By Thomas F. Birmingham and William F. Weld
July 5, 2018
Its 25th anniversary is an appropriate time to reflect on the success of Massachusetts’ 1993 Education Reform Act. Yet instead of rededicating ourselves to all the work still to be done, the Commonwealth seems to be turning away from the core principles of an approach that brought unprecedented success.
In the early 1990s, Massachusetts’ broken educational standards and financing system were in urgent need of reform.
Wide funding disparities existed between wealthy suburban districts and poor urban and rural ones. Due to the misguided practice of social promotion, students frequently graduated from high school without the academic preparation to succeed in college or the workplace. Parents who desperately sought alternatives for children trapped in failing public schools had few options.
The 1993 act included comprehensive measures to address these challenges. We are proud to have played central roles in the creation of this law in our former positions as governor and Senate chair of the Legislature’s Joint Education Committee.
Under reform, K-12 public education funding dramatically increased in return for high standards and accountability for results from all stakeholders. The law established a new school financing system, set high standards for students, and introduced statewide assessments, the Massachusetts Comprehensive Assessment System for measuring academic progress, and established charter schools to provide parents with more public school options.
The results were impressive: 13 consecutive years of rising SAT scores; our students ranking first in the nation in every category and every grade tested on the National Assessment of Educational Progress between 2005 and 2013, then again in 2017; and placing at or near the top on gold-standard international math and science tests.
- The Legislature needs to restore the measures that made the Education Reform Act of 1993 such a success.
Yet Massachusetts is veering away from the combination of funding, standards, and accountability that has brought so much success.
For a decade after reform was enacted, public education was clearly the top priority of state government. State appropriations grew an average of 8 percent annually between 1993 and 2002, and the spending gap between affluent and poorer school districts narrowed.
But since 2002, funding has remained essentially flat when adjusted for inflation. As a result, socio-economic disparities are again widening. For instance, the Globe recently reported that Brockton spends $14,000 per student, while Weston spends $24,000. Brockton’s class size averages in the 30s; in Weston, the student-to-teacher ratio is 12 to 1.
In 2010, the Commonwealth replaced its best-in-the-nation English and math standards with national versions that cut the amount of classic literature and poetry that students learn by more than half and extends the time it takes to reach Algebra I, which is the key to higher math study.
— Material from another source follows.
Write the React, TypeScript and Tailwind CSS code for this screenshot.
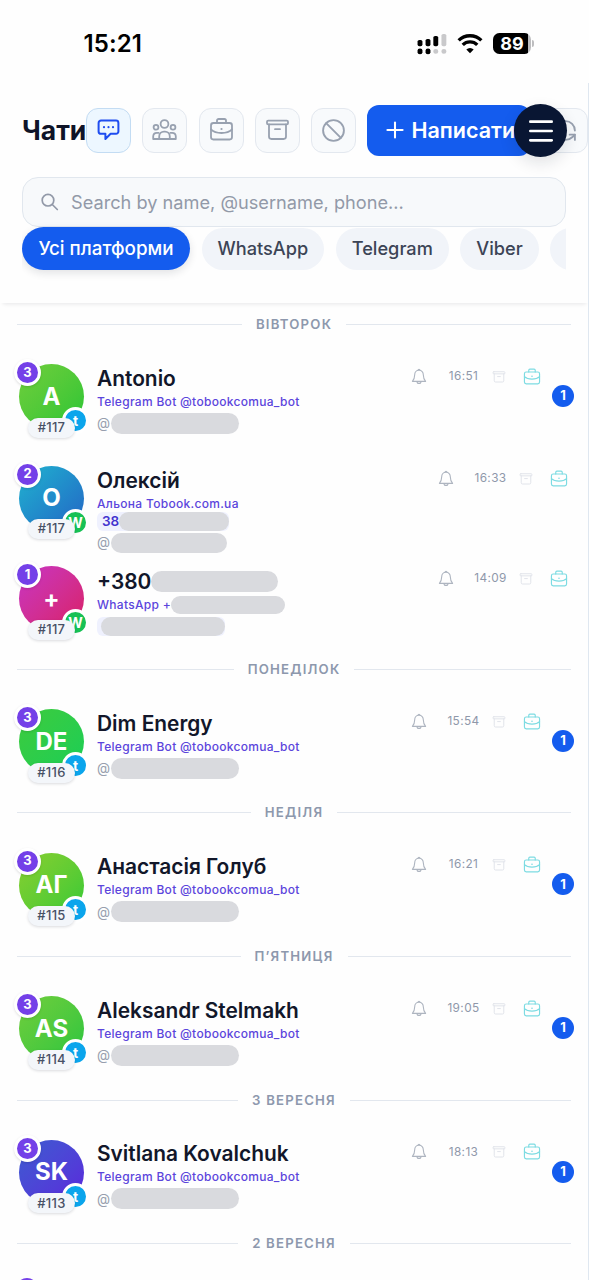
import React from "react";
import { Ban, Menu, Plus, RefreshCcw } from "lucide-react";
import clsx from "clsx";

type Messenger = "telegram" | "whatsapp";

interface Chat {
  name: string;
  nameMask?: string;
  initials: string;
  gradient: string;
  count: number;
  tag: string;
  messenger: Messenger;
  channel: string;
  channelMask?: string;
  phone?: string;
  phoneMask?: string;
  phoneOffset?: string;
  handleMask?: string;
  time: string;
  unread?: number;
}

interface Day {
  label: string;
  chats: Chat[];
}

const BOT = "Telegram Bot @tobookcomua_bot";

const DAYS: Day[] = [
  {
    label: "ВІВТОРОК",
    chats: [
      {
        name: "Antonio",
        initials: "A",
        gradient: "from-[#6fce3c] to-[#22c535]",
        count: 3,
        tag: "#117",
        messenger: "telegram",
        channel: BOT,
        handleMask: "w-[128px] h-[21px]",
        time: "16:51",
        unread: 1,
      },
      {
        name: "Олексій",
        initials: "О",
        gradient: "from-[#22b3cf] to-[#2563c4]",
        count: 2,
        tag: "#117",
        messenger: "whatsapp",
        channel: "Альона Tobook.com.ua",
        phone: "38",
        phoneMask: "w-[110px]",
        phoneOffset: "-mt-1 pl-[5px]",
        handleMask: "w-[116px] h-5",
        time: "16:33",
      },
      {
        name: "+380",
        nameMask: "w-[127px]",
        initials: "+",
        gradient: "from-[#c832c4] to-[#da1a63]",
        count: 1,
        tag: "#117",
        messenger: "whatsapp",
        channel: "WhatsApp +",
        channelMask: "w-[114px]",
        phone: "",
        phoneMask: "w-[124px]",
        phoneOffset: "mt-px pl-[3.5px]",
        time: "14:09",
      },
    ],
  },
  {
    label: "ПОНЕДІЛОК",
    chats: [
      {
        name: "Dim Energy",
        initials: "DE",
        gradient: "from-[#3ccb3c] to-[#16ce56]",
        count: 3,
        tag: "#116",
        messenger: "telegram",
        channel: BOT,
        handleMask: "w-[128px] h-[21px]",
        time: "15:54",
        unread: 1,
      },
    ],
  },
  {
    label: "НЕДІЛЯ",
    chats: [
      {
        name: "Анастасія Голуб",
        initials: "АГ",
        gradient: "from-[#86cf30] to-[#2cc936]",
        count: 3,
        tag: "#115",
        messenger: "telegram",
        channel: BOT,
        handleMask: "w-[128px] h-[21px]",
        time: "16:21",
        unread: 1,
      },
    ],
  },
  {
    label: "П’ЯТНИЦЯ",
    chats: [
      {
        name: "Aleksandr Stelmakh",
        initials: "AS",
        gradient: "from-[#6fce3c] to-[#22c53f]",
        count: 3,
        tag: "#114",
        messenger: "telegram",
        channel: BOT,
        handleMask: "w-[128px] h-[21px]",
        time: "19:05",
        unread: 1,
      },
    ],
  },
  {
    label: "3 ВЕРЕСНЯ",
    chats: [
      {
        name: "Svitlana Kovalchuk",
        initials: "SK",
        gradient: "from-[#3a5bd0] to-[#5a22dc]",
        count: 3,
        tag: "#113",
        messenger: "telegram",
        channel: BOT,
        handleMask: "w-[128px] h-[21px]",
        time: "18:13",
        unread: 1,
      },
    ],
  },
  {
    label: "2 ВЕРЕСНЯ",
    chats: [],
  },
];

const PLATFORMS = ["WhatsApp", "Telegram", "Viber"];

/* ── Icons ── */
function Icon({
  className,
  width = 1.8,
  children,
}: {
  className: string;
  width?: number;
  children: React.ReactNode;
}) {
  return (
    <svg
      viewBox="0 0 25 24"
      fill="none"
      stroke="currentColor"
      strokeWidth={width}
      strokeLinecap="round"
      strokeLinejoin="round"
      className={clsx("shrink-0", className)}
    >
      {children}
    </svg>
  );
}

function ChatIcon() {
  return (
    <Icon className="h-6 w-[25px]" width={2}>
      <path d="M5 2.6h15a2.4 2.4 0 0 1 2.4 2.4v8.4a2.4 2.4 0 0 1-2.4 2.4h-5.4L9.4 21v-5.2H5A2.4 2.4 0 0 1 2.6 13.4V5A2.4 2.4 0 0 1 5 2.6Z" />
      <path d="M8 9.2h.01M12.5 9.2h.01M17 9.2h.01" strokeWidth={2.2} />
    </Icon>
  );
}

function PeopleIcon() {
  return (
    <Icon className="h-6 w-[25px]">
      <circle cx="12.5" cy="6" r="3.9" />
      <circle cx="4" cy="9.3" r="2.4" />
      <circle cx="21" cy="9.3" r="2.4" />
      <path d="M7.2 21v-2.6a4.8 4.8 0 0 1 4.8-4.8h1a4.8 4.8 0 0 1 4.8 4.8V21Z" />
      <path d="M7.2 21H1.2v-2.8a3.6 3.6 0 0 1 3.6-3.4h1.8M17.8 21h6v-2.8a3.6 3.6 0 0 0-3.6-3.4h-1.8" />
    </Icon>
  );
}

function BriefcaseIcon({ className, width }: { className: string; width?: number }) {
  return (
    <Icon className={className} width={width}>
      <rect x="2" y="5" width="21" height="16.5" rx="2.4" />
      <path d="M8 5V2.6A1.6 1.6 0 0 1 9.6 1h5.8A1.6 1.6 0 0 1 17 2.6V5" />
      <path d="M2 11.4c2.4 2.4 6 3.6 10.5 3.6s8.1-1.2 10.5-3.6" />
      <path d="M12.5 11h.01" strokeWidth={2.2} />
    </Icon>
  );
}

function ArchiveIcon({ className, width }: { className: string; width?: number }) {
  return (
    <Icon className={className} width={width}>
      <rect x="2" y="2.6" width="21" height="3.8" rx="1.2" />
      <path d="M4 6.4v12.2a2.4 2.4 0 0 0 2.4 2.4h12.2a2.4 2.4 0 0 0 2.4-2.4V6.4" />
      <path d="M10 11.2h5" />
    </Icon>
  );
}

function SearchIcon() {
  return (
    <svg
      viewBox="0 0 20 20"
      fill="none"
      stroke="currentColor"
      strokeWidth="1.7"
      strokeLinecap="round"
      className="size-5 shrink-0"
    >
      <circle cx="8" cy="8.2" r="5.8" />
      <path d="M12.3 12.5l5 5" />
    </svg>
  );
}

function BellIcon() {
  return (
    <svg
      viewBox="0 0 16 18"
      fill="none"
      stroke="currentColor"
      strokeWidth="1.1"
      strokeLinejoin="round"
      className="h-[18px] w-4 text-[#aeb5c0]"
    >
      <path d="M8 2.3c-2.7 0-4.3 1.9-4.3 4.5 0 3.6-.8 4.9-2.3 6.6h13.2c-1.5-1.7-2.3-3-2.3-6.6 0-2.6-1.6-4.5-4.3-4.5Z" />
      <path d="M7.1 2.3a.9.9 0 1 1 1.8 0M6 13.4a2 2 0 0 0 4 0" />
    </svg>
  );
}

/* ── Status bar ── */
function StatusBar() {
  return (
    <div className="flex h-[83px] items-start justify-between pt-[31px] pr-[55px] pl-[83.5px]">
      <span className="text-[24px] leading-[26px] font-semibold tracking-[0.1px] text-black">15:21</span>
      <div className="flex h-[25px] items-center gap-[10px]">
        <svg viewBox="0 0 27 22" preserveAspectRatio="none" className="h-[22px] w-[30px]">
          <g fill="#000">
            <rect x="0.5" y="7" width="4.4" height="6.2" rx="1.6" />
            <rect x="7.7" y="6" width="4.4" height="7.2" rx="1.6" />
            <rect x="14.7" y="3" width="4.4" height="10.2" rx="1.6" />
            <rect x="0.5" y="15.5" width="4.4" height="5.8" rx="2.1" />
            <rect x="7.7" y="15.5" width="4.4" height="5.8" rx="2.1" />
          </g>
          <g fill="#c9c9cb">
            <rect x="22" y="1" width="4.4" height="12.2" rx="1.6" />
            <rect x="14.7" y="16" width="4.4" height="4.8" rx="2.1" />
            <rect x="22" y="16" width="4.4" height="4.8" rx="2.1" />
          </g>
        </svg>
        <svg viewBox="0 0 24 20" fill="none" stroke="#000" strokeWidth="3.2" className="h-[21px] w-[26px]">
          <path d="M1.2 7a15.4 15.4 0 0 1 21.6 0" />
          <path d="M5.1 11.3a9.8 9.8 0 0 1 13.8 0" />
          <path d="M12 19.4l-3.5-3.7a5 5 0 0 1 7 0Z" fill="#000" stroke="none" />
        </svg>
        <div className="flex items-center gap-px">
          <div className="flex h-[21px] w-[38px] items-center overflow-hidden rounded-[6.5px] bg-[#bdbdbf]">
            <span className="flex h-full w-[35px] items-center justify-center bg-black pl-[3px] text-[18px] leading-none font-bold text-white">
              89
            </span>
          </div>
          <div className="h-[7px] w-[2px] rounded-r-full bg-[#bdbdbf]" />
        </div>
      </div>
    </div>
  );
}

/* ── Header ── */
function ToolButton({ active, children }: { active?: boolean; children: React.ReactNode }) {
  return (
    <button
      className={clsx(
        "flex size-[45px] shrink-0 items-center justify-center rounded-xl border",
        active ? "border-[#c3dcf3] bg-[#edf7ff] text-[#1f4df0]" : "border-[#e3e8ef] bg-[#f8fafc] text-[#98a1b0]"
      )}
    >
      {children}
    </button>
  );
}

function Header() {
  return (
    <header className="h-[220px] border-r border-[#dfe7f0] pt-[21px] pl-[22px] shadow-[0_4px_4px_-3px_rgba(15,23,42,0.1)]">
      <div className="relative flex h-[52px] items-center">
        <h1 className="w-16 shrink-0 text-[26.5px] leading-8 font-bold whitespace-nowrap text-[#0f1428]">Чати</h1>
        <div className="flex items-center gap-[11.3px]">
          <ToolButton active>
            <ChatIcon />
          </ToolButton>
          <ToolButton>
            <PeopleIcon />
          </ToolButton>
          <ToolButton>
            <BriefcaseIcon className="h-6 w-[25px]" />
          </ToolButton>
          <ToolButton>
            <ArchiveIcon className="h-6 w-[25px]" />
          </ToolButton>
          <ToolButton>
            <Ban size={25} strokeWidth={1.8} />
          </ToolButton>
          <button className="flex h-[51px] w-[164px] shrink-0 items-center gap-[3px] rounded-xl bg-[#145cee] pl-[15px] text-[21.5px] font-semibold whitespace-nowrap text-white">
            <Plus size={26} strokeWidth={1.9} className="shrink-0" />
            Написати
          </button>
          <ToolButton>
            <RefreshCcw size={25} strokeWidth={1.8} />
          </ToolButton>
        </div>
        <button className="absolute top-0 left-[492px] flex size-[53px] items-center justify-center rounded-full bg-[#091633] text-white shadow-[0_6px_16px_rgba(15,23,42,0.12)]">
          <Menu size={32} strokeWidth={2} />
        </button>
      </div>

      <div className="mt-[21px] mr-[22px] flex h-[50px] items-center gap-[11px] rounded-2xl border border-[#e1e7ee] bg-[#f7f9fb] pl-[17px] text-[#9299a8]">
        <SearchIcon />
        <span className="pt-px text-[18.2px] whitespace-nowrap">Search by name, @username, phone...</span>
      </div>

      <div className="mr-[22px] flex h-[54px] items-start gap-[11.5px] overflow-x-clip text-[18.2px] font-medium">
        <button className="h-[43px] w-[168px] shrink-0 rounded-full bg-[#145cee] pt-px text-[18.8px] whitespace-nowrap text-white shadow-[0_3px_8px_rgba(15,23,42,0.12)]">
          Усі платформи
        </button>
        {PLATFORMS.map((p) => (
          <button
            key={p}
            className="mt-px h-[42px] shrink-0 rounded-full bg-[#f1f4f9] px-[16px] whitespace-nowrap text-[#3c4456]"
          >
            {p}
          </button>
        ))}
        <button className="mt-px h-[42px] w-32 shrink-0 rounded-full bg-[#f1f4f9]" />
      </div>
    </header>
  );
}

/* ── Chat list ── */
function DayDivider({ label }: { label: string }) {
  return (
    <div className="flex h-[43px] items-center gap-[14px] px-[17px]">
      <div className="h-px flex-1 bg-[#e2e7ee]" />
      <span className="pt-px text-[13.2px] font-semibold tracking-[1.2px] text-[#8d98ad]">{label}</span>
      <div className="h-px flex-1 bg-[#e2e7ee]" />
    </div>
  );
}

function Mask({ className }: { className: string }) {
  return <span className={clsx("shrink-0 rounded-full bg-[#d9dade]", className)} />;
}

function Avatar({ chat }: { chat: Chat }) {
  return (
    <div
      className={clsx(
        "relative flex size-[65px] shrink-0 items-center justify-center rounded-full bg-linear-to-br text-[24px] font-bold text-white",
        chat.messenger === "telegram" ? "mt-[18.3px]" : "mt-[19px]",
        chat.gradient
      )}
    >
      {chat.initials}
      <span className="absolute -top-[5px] -left-[5px] flex size-[27px] items-center justify-center rounded-full border-3 border-white bg-[#7440e8] text-[13px] font-bold shadow-sm">
        {chat.count}
      </span>
      <span
        className={clsx(
          "absolute right-[-5px] bottom-[-5px] flex size-[27px] items-center justify-center rounded-full border-3 border-white text-[14px] font-bold",
          chat.messenger === "telegram" ? "bg-[#0ba5ec]" : "bg-[#17c155]"
        )}
      >
        {chat.messenger === "telegram" ? "t" : "W"}
      </span>
      <span className="absolute bottom-[-8.5px] left-[9px] flex h-5 w-[47px] items-center justify-center rounded-full bg-[#f3f6fa] text-[13px] font-medium tracking-[0.3px] text-[#475065] shadow-[0_1px_3px_rgba(15,23,42,0.15)]">
        {chat.tag}
      </span>
    </div>
  );
}

function ChatRow({ chat }: { chat: Chat }) {
  const bot = chat.messenger === "telegram";
  return (
    <div className="flex h-[100.6px] items-start pr-[14px] pl-[19px]">
      <Avatar chat={chat} />

      <div className={clsx("flex min-w-0 flex-1 flex-col pl-[13px] whitespace-nowrap", bot ? "pt-[20.4px]" : "pt-[22px]")}>
        <div className="flex h-6 items-center text-[20.9px] font-semibold text-[#12172a]">
          {chat.name}
          {chat.nameMask && <Mask className={clsx("h-[21px]", chat.nameMask)} />}
        </div>
        <div className="flex h-[23px] items-center text-[12px] font-medium tracking-[0.3px] text-[#5b45dc]">
          {chat.channel}
          {chat.channelMask && <Mask className={clsx("h-[18px]", chat.channelMask)} />}
        </div>
        {chat.phoneMask && (
          <div className={clsx("flex h-[19px] items-center self-start rounded-md bg-[#eff1fe]", chat.phoneOffset)}>
            <span className="text-[13.5px] font-semibold text-[#4334cf]">{chat.phone}</span>
            <Mask className={clsx("h-[19px]", chat.phoneMask)} />
          </div>
        )}
        {chat.handleMask && (
          <div className={clsx("flex h-5 items-center text-[13.5px] text-[#979eae]", !bot && "mt-0.5")}>
            <span className="w-[13.5px]">@</span>
            <Mask className={chat.handleMask} />
          </div>
        )}
      </div>

      <div className={clsx("flex h-5 items-center", bot ? "mt-[20.8px]" : "mt-[22px] mr-[6px]")}>
        <BellIcon />
        <span className="ml-[20px] w-[33px] text-center text-[11.8px] tracking-[0.4px] whitespace-nowrap text-[#8f98aa]">
          {chat.time}
        </span>
        <ArchiveIcon className="ml-3 h-[14px] w-[14px] text-[#dfe3e9]" width={1.7} />
        <BriefcaseIcon className="ml-[17px] h-[18px] w-[18px] text-[#7cdbe2]" width={1.6} />
      </div>
      {chat.unread && (
        <span className="mt-[39px] ml-[11px] flex size-[22px] items-center justify-center rounded-full bg-[#145cee] text-[13px] font-bold text-white">
          {chat.unread}
        </span>
      )}
    </div>
  );
}

export default function App() {
  return (
    <div className="h-[1280px] w-[589px] overflow-hidden bg-[#fefefe] font-['Inter','Liberation_Sans',sans-serif]">
      <StatusBar />
      <Header />
      <main className="h-[977px] overflow-hidden border-r border-[#dfe7f0]">
        {DAYS.map((day) => (
          <section key={day.label}>
            <DayDivider label={day.label} />
            {day.chats.map((chat) => (
              <ChatRow key={chat.name} chat={chat} />
            ))}
          </section>
        ))}
        {/* top edge of the next row's counter */}
        <div className="mt-[13px] ml-4 size-[22px] rounded-full bg-[#7440e8]" />
      </main>
    </div>
  );
}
Today Massachusetts has essentially the same English and math standards as Arkansas and Louisiana. Students in those states can’t possibly match Massachusetts’ performance, so the political reality is that the bar gets lowered so more can clear it.
The results of this change in education policy have been swift. After years of improvement, our progress has come to a halt. Massachusetts is among a minority of states whose NAEP scores have fallen since 2011 and others are catching up.
For more than two decades, the Commonwealth’s best weapon in the battle against wide achievement gaps has been charter schools. One study found that a single year in a Boston charter closed half the performance gap between white and African-American students in middle school math.
But a politically ill-advised ballot initiative has left charters with limited room to grow. When the charter cap was last raised, in 2010, the increase came with a requirement that new schools in the lowest-performing districts be operated by “proven providers” who already operate at least one successful Massachusetts charter.
This stifled the innovation that was the reason charter schools were created by limiting the sector’s growth to replication of existing school models rather than encouraging continual development of new and better ones. Despite the schools’ remarkable performance, legislators continue to introduce measures to further hamstring charter schools.
It’s important for education policy to progress and change. Massachusetts leaders should draw on the hard-won successes achieved by the “grand bargain” of funding, high standards, and accountability, and continue to implement policies informed by those ideals.
Former Massachusetts Senate president Thomas F. Birmingham is a fellow at the Pioneer Institute. Former Massachusetts governor William F. Weld is a principal at ML Strategies.